Do you mean Jane Austen?

Odd typo there.. I wonder why I put "James". Thanks for catching it!

I really hope these get to air on BBC America.

Thank you so much for these episode recaps! I'm currently out of the country (UK) with no access to the BBC iplayer and I had really wanted to see the last couple of episodes! And thanks to you, I "watched" them!

I loved your recaps..I was usually grossed out by some of the food tho.
Hope they make it to BBC America, I'd like to see the series.

I want to see them go to Japan actually.
Ottoman cuisine would be brilliant, too.But then they'd be spoilt for life :-D

I haven't heard of this show, it looks very interesting and especially so with the amount of detail you have!

This is so wonderful. I wish one of the dutch networks would broadcast this series! I love the history of gastronomy, and the history of food utensils. Mmh, the mackerel broiled in herbs reminds me somewhat of a great indonesian dish, called ikan pepesan, where you take a mackerel and just soak it in herbs and spices, just by cooking it. But I bet during the regency period they didn't use hot spices though;-)

I saw this episode, it was brilliant!

Thought Giles was great in the series, but for me Sue's ways spoilt it

Again, Giles and Sue play a well off middle-upper class couple of the day—he is a small landowner with an inheritance of around £50,000—but instead of being married as in other episodes they are brother and sister.

There is no such thing as a middle-class landowner or an upper-middle class landowner. If "Giles" is playing a landowner with a fortune of 50,000 pounds, he is upper class. Landed gentry.

["Again, Giles and Sue play a well off middle-upper class couple of the day—he is a small landowner with an inheritance of around £50,000—but instead of being married as in other episodes they are brother and sister."]

I'm curious . . . how does an early 19th century small landowner with an inheritance of £50,000 end up in the "middle-upper class"?

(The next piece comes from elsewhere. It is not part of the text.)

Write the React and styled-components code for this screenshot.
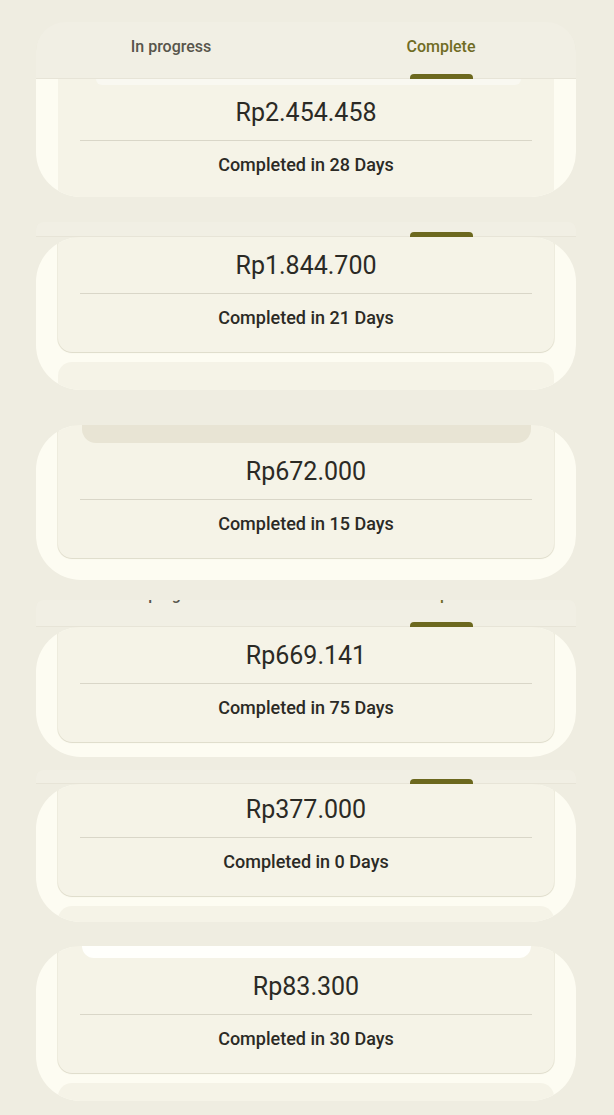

Where would you classify them in the social structure then? From an inheritance of £50,000, they may have derived an income of £5,000 per year if they were very lucky (at 10%), plus the income from their estate. That most likely put them in the upper echelon of the middle class landed gentry, but not at the very top. They were very well off but not super-rich.

As a landowner, Giles would simply be considered a member of the upper-classes. Although have a more than supple income helped, there are certain requirements needed to be considered a member of that class:

*One has to be a landowner or legally related to said landowner

*Said landowner has to earn his income exclusively from the estate. If a wealthy man earned his income from a factory/shop or any other kind of trade, he would still be viewed as middle-class . . . despite his money.

With the upper-classes, it was all about bloodline and being tied to the land; not about the amount of income earned. Like I said, many desired a large income to live well. But if they really want to be a part of the gentry, they must have blood ties to the land and/or old gentry families.

Thanks for adding up some entertaining pages from the popular epsiode of "The Supersizers". The characters played by Giles and Sue attracts the minds of viewers and the credit goes to both of them for playing it so beautifully. Cheers.